By using such tactics, philanthropic leaders don’t give up power. We actually increase our power by leveraging our most important asset—the people around them us whom we depend and who are essential to realizing our goals. In the long-run, “influence-with” leadership offers far-reaching advantages over “power-over” leadership. It is this leadership that builds trust and goodwill and taps into the collective genius of all of us in the nonprofit sector.

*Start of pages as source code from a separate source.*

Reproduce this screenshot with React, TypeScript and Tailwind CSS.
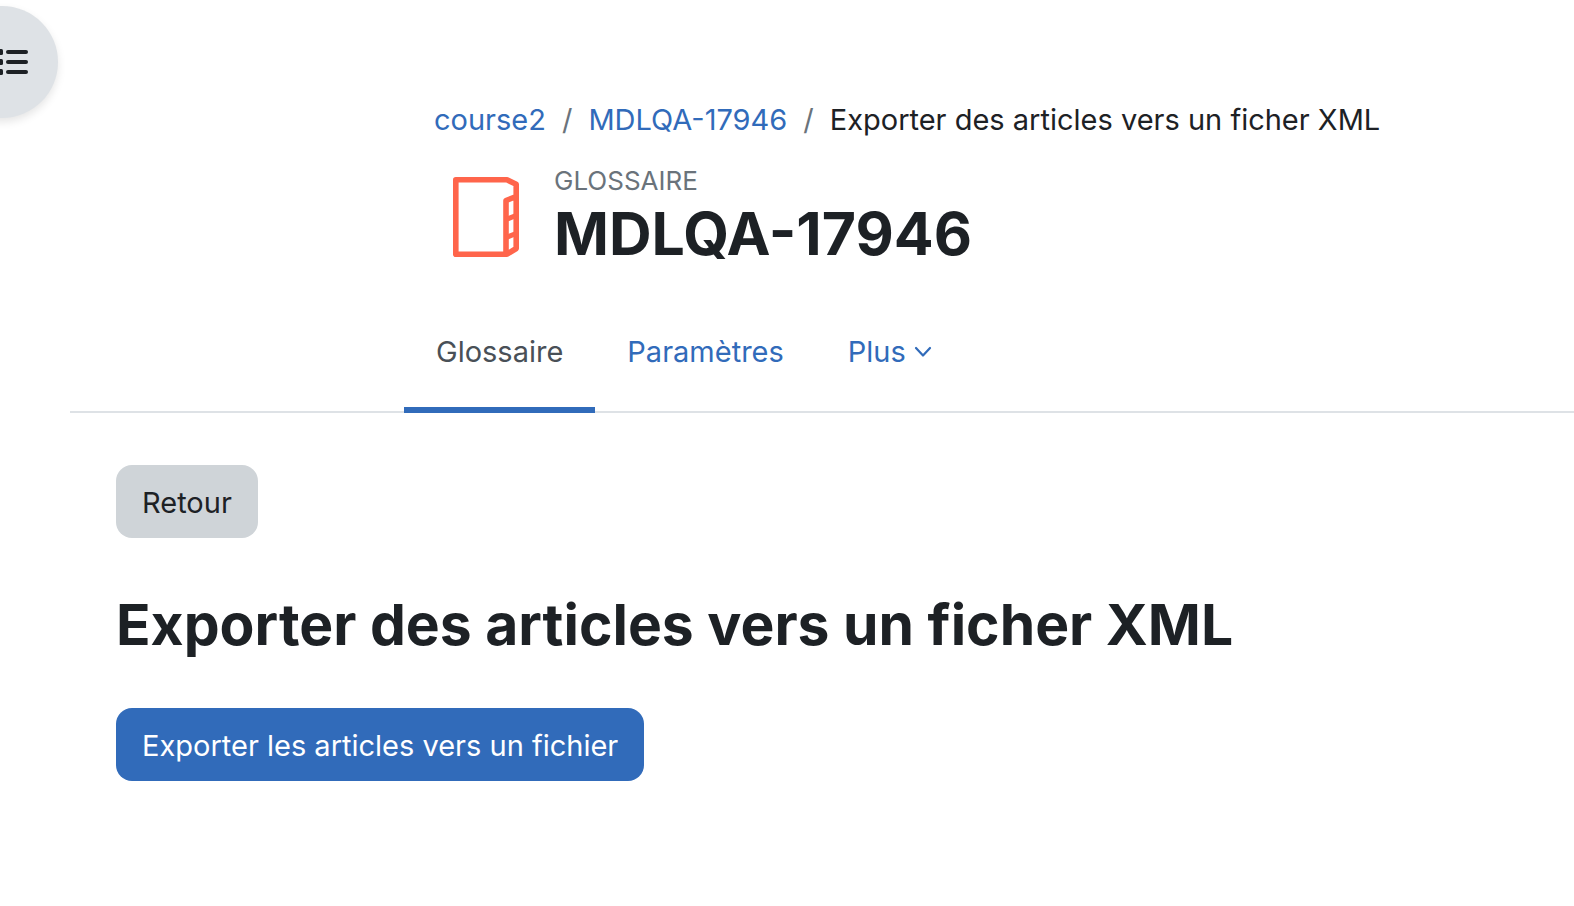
import type { ReactNode } from 'react';

const crumbs = [
  { label: 'course2', href: '#course' },
  { label: 'MDLQA-17946', href: '#glossary' },
];

function DrawerToggle() {
  return (
    <button
      type="button"
      aria-label="Ouvrir l'index du cours"
      className="absolute -left-[54px] top-1.5 h-28 w-28 rounded-full bg-[#dee2e6] shadow-[0_4px_8px_rgba(0,0,0,0.1)]"
    >
      <svg viewBox="0 0 36 28" className="ml-[48px] h-7 w-9" fill="#1d2125" aria-hidden="true">
        {[2, 12, 22].map((y) => (
          <g key={y}>
            <rect x="3" y={y - 1} width="6" height="6" rx="1.5" />
            <rect x="12" y={y} width="22" height="4" rx="2" />
          </g>
        ))}
      </svg>
    </button>
  );
}

function GlossaryIcon() {
  return (
    <svg viewBox="0 0 66 80" className="mt-3 h-20 w-[66px]" fill="none" stroke="#ff654b" aria-hidden="true">
      <path
        d="M2.8 2.8H54L63.2 7.3V71.5L54 77.2H2.8Z M53 77V23.5L63 19.5"
        strokeWidth="5.6"
        strokeLinejoin="round"
      />
      <path d="M53 42.5L63 38.5M53 60.5L63 56.5" strokeWidth="5" />
    </svg>
  );
}

function Tab({ href, active, children }: { href: string; active?: boolean; children: ReactNode }) {
  return (
    <a
      href={href}
      aria-current={active ? 'page' : undefined}
      className={
        active
          ? 'border-b-6 border-[#316bba] px-8 pt-8 pb-[33px] text-[#495057]'
          : 'flex items-center border-b-6 border-transparent px-8 pt-8 pb-[33px] text-[#316bba]'
      }
    >
      {children}
    </a>
  );
}

export default function App() {
  return (
    <div className="relative min-h-screen overflow-hidden bg-white pl-[70px] font-['Inter',sans-serif] text-[29px] leading-[45px] text-[#1d2125]">
      <DrawerToggle />

      <header className="pt-[97px] pl-[364px]">
        <nav aria-label="Fil d'Ariane">
          <ol className="flex whitespace-nowrap">
            {crumbs.map((crumb) => (
              <li key={crumb.label} className="flex">
                <a href={crumb.href} className="text-[#316bba]">
                  {crumb.label}
                </a>
                <span className="px-4 text-[#6a737b]">/</span>
              </li>
            ))}
            <li aria-current="page">Exporter des articles vers un ficher XML</li>
          </ol>
        </nav>
        <div className="mt-[23px] flex items-start gap-[35px] pl-[19px]">
          <GlossaryIcon />
          <div>
            <div className="text-[26px] leading-8 text-[#6a737b] uppercase">Glossaire</div>
            <h1 className="text-[59px] leading-[74px] font-bold">MDLQA-17946</h1>
          </div>
        </div>
      </header>

      <nav
        aria-label="Navigation secondaire"
        className="mt-[26px] flex pl-[334px] shadow-[inset_0_-2px_0_#dee2e6]"
      >
        <Tab href="#glossaire" active>
          Glossaire
        </Tab>
        <Tab href="#parametres">Paramètres</Tab>
        <Tab href="#plus">
          Plus
          <svg viewBox="0 0 18 12" className="ml-2 h-3 w-[18px]" fill="none" aria-hidden="true">
            <path
              d="M2 2L9 9.5L16 2"
              stroke="currentColor"
              strokeWidth="2.2"
              strokeLinecap="round"
              strokeLinejoin="round"
            />
          </svg>
        </Tab>
      </nav>

      <main className="flex flex-col items-start px-[46px] pt-[52px]">
        <button type="button" className="rounded-2xl bg-[#cfd4d8] px-[26px] pt-[15px] pb-[13px]">
          Retour
        </button>
        <h2 className="mt-[51px] text-[57px] leading-[72px] font-bold">
          Exporter des articles vers un ficher XML
        </h2>
        <button type="button" className="mt-[47px] rounded-2xl bg-[#316bba] px-[26px] pt-[15px] pb-[13px] text-white">
          Exporter les articles vers un fichier
        </button>
      </main>
    </div>
  );
}
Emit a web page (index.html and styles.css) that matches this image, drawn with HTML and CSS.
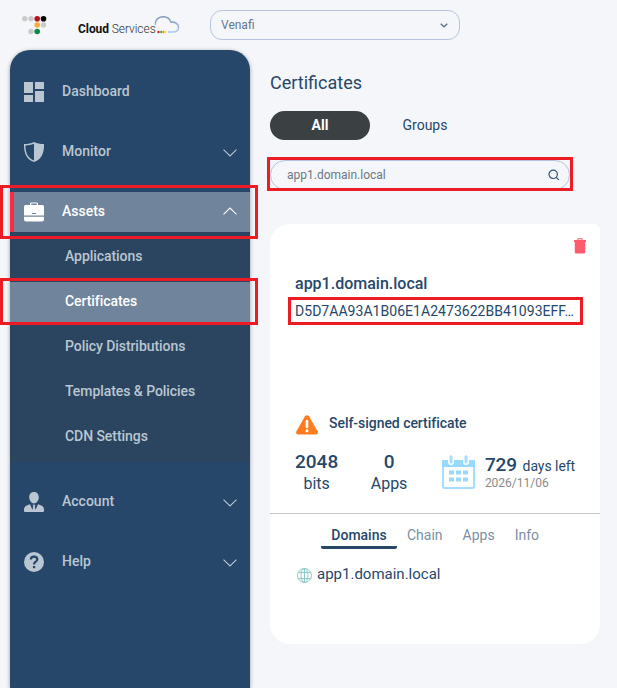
FILE: index.html
```html
<!DOCTYPE html>
<html lang="en">
<head>
<meta charset="utf-8">
<title>Certificates</title>
<link rel="stylesheet" href="styles.css">
</head>
<body>
<header class="topbar">
  <svg class="dots" width="26" height="20" viewBox="0 0 26 20">
    <g fill="#cbcbcb"><circle cx="2.7" cy="3.7" r="2.7"/><circle cx="9" cy="3.7" r="2.7"/><circle cx="21.5" cy="10" r="2.7"/><circle cx="9" cy="16.5" r="2.7"/></g>
    <circle cx="15.2" cy="3.7" r="2.8" fill="#b5121f"/><circle cx="21.5" cy="3.7" r="2.8" fill="#000"/>
    <circle cx="15.2" cy="10" r="2.8" fill="#fbab3c"/><circle cx="15.2" cy="16.5" r="2.8" fill="#0c8a43"/>
  </svg>
  <div class="brand"><b>Cloud</b> Services</div>
  <svg class="cloud" width="28" height="20" viewBox="0 0 28 20">
    <defs><linearGradient id="cg" x1="0" y1="0" x2="0" y2="1"><stop offset="0" stop-color="#7d97b3"/><stop offset="1" stop-color="#a9c8ff"/></linearGradient></defs>
    <path d="M1.2 9.8C1 5 4.200 1.800 9 1.700C13.300 1.600 15.900 3.800 17 7.200C21.500 6.700 24.500 9 24.500 12.400C24.500 15.400 22 17 19.500 17H14" fill="none" stroke="url(#cg)" stroke-width="1.600"/>
    <circle cx="4.500" cy="17" r="1.200" fill="#d11c35"/><circle cx="7.300" cy="17" r="1.200" fill="#45a45b"/><circle cx="9.600" cy="17" r="1.200" fill="#ffa000"/><circle cx="11.300" cy="17" r="1" fill="#ffe000"/>
  </svg>
  <div class="select"><span>Venafi</span>
    <svg width="8" height="5" viewBox="0 0 8 5"><path d="M.7.700 4 3.700 7.300.7" fill="none" stroke="#5b738f" stroke-width="1.400"/></svg>
  </div>
</header>
<div class="layout">
  <nav class="sidebar">
    <a class="item"><svg class="icon" viewBox="0 0 20 20"><path d="M0 0h9v11H0zM11 0h9v7h-9zM0 13h9v7H0zM11 9h9v11h-9z"/></svg><span>Dashboard</span></a>
    <a class="item"><svg class="icon" viewBox="0 0 20 20"><path fill-rule="evenodd" d="M10 0C13 1.500 16 2 20 2C20.300 11 17.500 17.500 10 20C2.500 17.500-.3 11 0 2C4 2 7 1.500 10 0ZM10 1.800C7 3 4.500 3.400 1.400 3.500C1.500 10.500 3.500 16 10 18.500Z"/></svg><span>Monitor</span><svg class="chev" viewBox="0 0 14 8"><path d="M.5.700 7 7 13.500.7"/></svg></a>
    <a class="item active"><svg class="icon" viewBox="0 0 20 20"><path fill-rule="evenodd" d="M6 3V1.200Q6 .5 7 .5H13Q14 .5 14 1.200V3H18.500Q20 3 20 4.500V13.500H0V4.500Q0 3 1.500 3ZM7.200 3H12.800V1.600H7.200ZM8 11V12H12V11ZM0 14.800H20V17.500Q20 19.500 18 19.500H2Q0 19.500 0 17.500Z"/></svg><span>Assets</span><svg class="chev" viewBox="0 0 14 8"><path d="M.5 7.300 7 1 13.500 7.300"/></svg></a>
    <div class="submenu">
      <a>Applications</a><a class="current">Certificates</a><a>Policy Distributions</a><a>Templates &amp; Policies</a><a>CDN Settings</a>
    </div>
    <a class="item"><svg class="icon" viewBox="0 0 20 20"><path d="M10 0C13 0 14.800 2.200 14.800 5.300C14.800 8.500 12.600 11.500 10 11.500S5.200 8.500 5.200 5.300C5.200 2.200 7 0 10 0ZM6 12.200 8.500 18 9.200 14 8.500 12.800H11.500L10.800 14 11.500 18 14 12.200C18 13.500 20 14.500 20 18V19Q20 20 19 20H1Q0 20 0 19V18C0 14.500 2 13.500 6 12.200Z"/></svg><span>Account</span><svg class="chev" viewBox="0 0 14 8"><path d="M.5.700 7 7 13.500.7"/></svg></a>
    <a class="item"><svg class="icon" viewBox="0 0 20 20"><circle cx="10" cy="10" r="10"/><path class="cut" d="M6.800 7.500C6.900 5.500 8.200 4.600 10 4.600S13.300 5.700 13.300 7.400C13.300 9.700 10 9.700 10 12.500"/><path class="cutfill" d="M8.900 14h2.300v2.200H8.900z"/></svg><span>Help</span><svg class="chev" viewBox="0 0 14 8"><path d="M.5.700 7 7 13.500.7"/></svg></a>
    <div class="mark mark-assets"></div><div class="mark mark-certs"></div>
  </nav>
  <main>
    <h1>Certificates</h1>
    <div class="filters"><span class="pill">All</span><span class="groups">Groups</span></div>
    <div class="search"><span>app1.domain.local</span>
      <svg width="12" height="12" viewBox="0 0 12 12" fill="none" stroke="#315172" stroke-width="1.200"><circle cx="5.200" cy="5.300" r="4.200"/><path d="m8.300 8.400 2.500 2.500"/></svg>
      <div class="mark mark-search"></div>
    </div>
    <section class="card">
      <div class="summary">
        <svg class="trash" width="12" height="16" viewBox="0 0 12 16"><path fill="#ff5a6e" fill-rule="evenodd" d="M3.300 2V1Q3.300.3 4 .3H8Q8.700.3 8.700 1V2H12V4H11.200V14.500Q11.200 15.500 10 15.500H2Q.8 15.500.8 14.500V4H0V2ZM4.300 2H7.700V1.300H4.300Z"/></svg>
        <h2>app1.domain.local</h2>
        <div class="print"><span>D5D7AA93A1B06E1A2473622BB41093EFF…</span><div class="mark mark-print"></div></div>
        <div class="warning">
          <svg width="22" height="20" viewBox="0 0 22 20"><path fill="#ff7b20" d="M9 1.200Q11-.8 13 1.200L21.700 16.500Q22.500 19.400 20 19.500H2Q-.5 19.400.3 16.500Z"/><path d="M11 6v6" stroke="#fff" stroke-width="2.600" stroke-linecap="round"/><circle cx="11" cy="15.800" r="1.500" fill="#fff"/></svg>
          <span>Self-signed certificate</span>
        </div>
        <div class="stats">
          <div class="stat bits"><strong>2048</strong><span>bits</span></div>
          <div class="stat apps"><strong>0</strong><span>Apps</span></div>
          <svg class="calendar" width="33" height="34" viewBox="0 0 33 34"><rect x="1" y="6" width="31" height="27" rx="1" fill="#fff" stroke="#a5deff" stroke-width="2"/><path fill="#98d9ff" d="M0 6Q0 5 1 5H32Q33 5 33 6V12H0Z"/><path fill="#fff" d="M6 4.500h6V7a3 3 0 0 1-6 0zM21 4.500h6V7a3 3 0 0 1-6 0z"/><path d="M9 1.800V7M24 1.800V7" stroke="#a5deff" stroke-width="3" stroke-linecap="round"/><path fill="#98d9ff" d="M7 15.500h5v4H7zm7 0h5v4h-5zm7 0h5v4h-5zM7 22.500h5v4H7zm7 0h5v4h-5zm7 0h5v4h-5z"/></svg>
          <div class="expiry"><div><strong>729</strong> days left</div><small>2026/11/06</small></div>
        </div>
      </div>
      <div class="tabs"><span class="selected">Domains</span><span>Chain</span><span>Apps</span><span>Info</span></div>
      <div class="domain">
        <svg width="15" height="15" viewBox="0 0 15 15" fill="none" stroke="#8bcac8"><circle cx="7.500" cy="7.500" r="7"/><ellipse cx="7.500" cy="7.500" rx="3.500" ry="7"/><path d="M7.500.5v14M1.500 4.500h12M1.500 10.500h12"/></svg>
        <span>app1.domain.local</span>
      </div>
    </section>
  </main>
</div>
</body>
</html>
```

FILE: styles.css
```css
* { box-sizing: border-box; }
body { margin: 0; height: 688px; overflow: hidden; background: #f4f6f9; color: #26476a; font-family: Roboto, "Liberation Sans", sans-serif; }
svg { display: block; flex: none; }
.topbar { height: 50px; display: flex; align-items: flex-start; padding-left: 22px; }
.dots { margin-top: 15px; }
.brand { margin: 22px 0 0 30px; width: 76px; font-size: 12px; line-height: 14px; color: #333; font-weight: 300; letter-spacing: -.07px; white-space: nowrap; }
.brand b { color: #111; font-weight: 700; }
.cloud { margin: 15px 0 0; }
.select { margin: 10px 0 0 28px; width: 250px; height: 30px; border: 1px solid #b5c5dd; border-radius: 12px; padding: 0 11px 0 10px; display: flex; align-items: center; justify-content: space-between; font-size: 12px; color: #65788c; }
.layout { display: flex; height: 638px; }
.sidebar { position: relative; width: 240px; margin-left: 10px; padding-top: 22px; background: #26476a; border-radius: 20px 20px 0 0; box-shadow: 0 1px 4px rgba(0,0,0,.35); color: #bac6d1; }
.item { display: flex; align-items: center; height: 40px; padding: 0 13px 0 14px; margin-bottom: 20px; font-size: 14px; font-weight: 500; }
.item span { flex: 1; margin: -2px 0 0 18px; }
.icon { width: 20px; height: 20px; fill: #bac6d1; }
.chev { width: 14px; height: 8px; fill: none; stroke: currentColor; stroke-width: 1.1; margin-top: 1px; }
.active .chev { margin-top: -2px; }
.cut { fill: none; stroke: #26476a; stroke-width: 2.2; }
.cutfill { fill: #26476a; }
.active { background: linear-gradient(#ff2948, #ff2948) left / 4px no-repeat, #70849b; color: #fff; margin-bottom: 0; }
.active .icon { fill: #fff; }
.submenu { background: #2b4560; padding: 5px 0; margin-bottom: 20px; display: grid; gap: 5px; }
.submenu a { height: 40px; line-height: 38px; padding-left: 55px; font-size: 14px; font-weight: 500; letter-spacing: -.06px; }
.submenu .current { background: #70849b; color: #fff; }
.mark { position: absolute; border: 3px solid #ed1c24; z-index: 2; }
.mark-assets { left: -10px; top: 135px; width: 258px; height: 54px; }
.mark-certs { left: -10px; top: 228px; width: 258px; height: 47px; }
main { width: 330px; margin-left: 20px; }
h1 { margin: 21px 0 0; font-size: 18px; line-height: 24px; font-weight: 400; }
.filters { display: flex; align-items: center; margin-top: 16px; height: 29px; font-size: 14px; }
.pill { width: 100px; height: 29px; line-height: 28px; border-radius: 15px; text-align: center; background: #3b4143; color: #fff; font-weight: 700; }
.groups { margin: -2px 0 0 32.5px; }
.search { position: relative; margin-top: 20px; width: 300px; height: 30px; border: 1px solid #b5c5dd; border-radius: 15px; display: flex; align-items: center; justify-content: space-between; padding: 0 9px 0 16px; font-size: 12px; color: #6c7883; }
.mark-search { left: -4px; top: -4px; width: 306px; height: 34px; }
.card { margin-top: 34px; height: 420px; background: #fff; border-radius: 20px 6px 20px 20px; }
.summary { position: relative; height: 290px; padding: 48px 25px 0; border-bottom: 1px solid #c3c6c9; }
.trash { position: absolute; right: 14px; top: 14px; }
h2 { margin: 0; font-size: 16px; line-height: 24px; font-weight: 500; }
.print { position: relative; font-size: 14px; line-height: 20px; margin-top: 5px; white-space: nowrap; letter-spacing: .04px; }
.mark-print { left: -7px; top: -4px; width: 295px; height: 28px; }
.warning { display: flex; margin: 93px 0 0 1px; gap: 11px; font-size: 14px; line-height: 18px; font-weight: 500; letter-spacing: -.04px; }
.warning svg { margin-top: 1px; }
.stats { display: flex; margin-top: 16px; }
.stat { display: flex; flex-direction: column; align-items: center; font-size: 16px; line-height: 22px; }
.stat strong, .expiry strong { font-size: 19px; font-weight: 500; }
.expiry strong { margin-right: 2px; }
.apps { margin-left: 32.5px; }
.calendar { margin: 4px 0 0 34.5px; }
.expiry { margin: 3px 0 0 10px; font-size: 14px; line-height: 22px; white-space: nowrap; letter-spacing: -.05px; }
.expiry small { display: block; margin-top: -1px; font-size: 12px; line-height: 14px; letter-spacing: 0; color: #8a8a8a; }
.tabs { display: flex; margin: 11px 0 0 51px; gap: 10px; font-size: 14px; line-height: 20px; color: #7c8fa4; }
.tabs .selected { width: 76px; text-align: center; height: 24px; border-bottom: 3px solid #26476a; border-radius: 2px; color: #26476a; font-weight: 500; }
.tabs span + span { margin-right: 10px; }
.domain { display: flex; align-items: center; margin: 15px 0 0 27px; gap: 5px; font-size: 15px; line-height: 20px; }
.domain svg { margin-top: 3px; }
```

Listen - and let nonprofits do what they do best.


*********************

Edgar Villanueva is Vice President of Programs & Advocacy at the Schott Foundation for Public Education.  He began his grantmaking career in 2005 as a Senior Program Officer at the Kate B. Reynolds Charitable Trust, a $600 million health equity-focused foundation in Winston-Salem, NC. Most recently, Edgar served as a Program Officer for the National and Midwest Portfolios at the Marguerite Casey Foundation in Seattle, managing a $30 million philanthropy portfolio focused on building capacity for progressive change through multi-issue movement building.

 

Citation Credit: http://www.centerod.com/2014/07/controlling-leadership/

Comments

  • June 16, 2015 11:20 AM | Kat Gilje
    Thank you so much for this post re. how to provide funding for groups well (and for saying it again and again!), and how to hold the realities of power in mind while having strategic conversations with grantee partners. I love this specific guidance, in particular: Let’s shift from solving problems to facilitating the solution of problems by asking questions such as “What are the outcomes you/we want from this situation?” “What options do you see?” “What can you do?” “What support do you need from me?” “How can you hold me, as the funder, accountable?”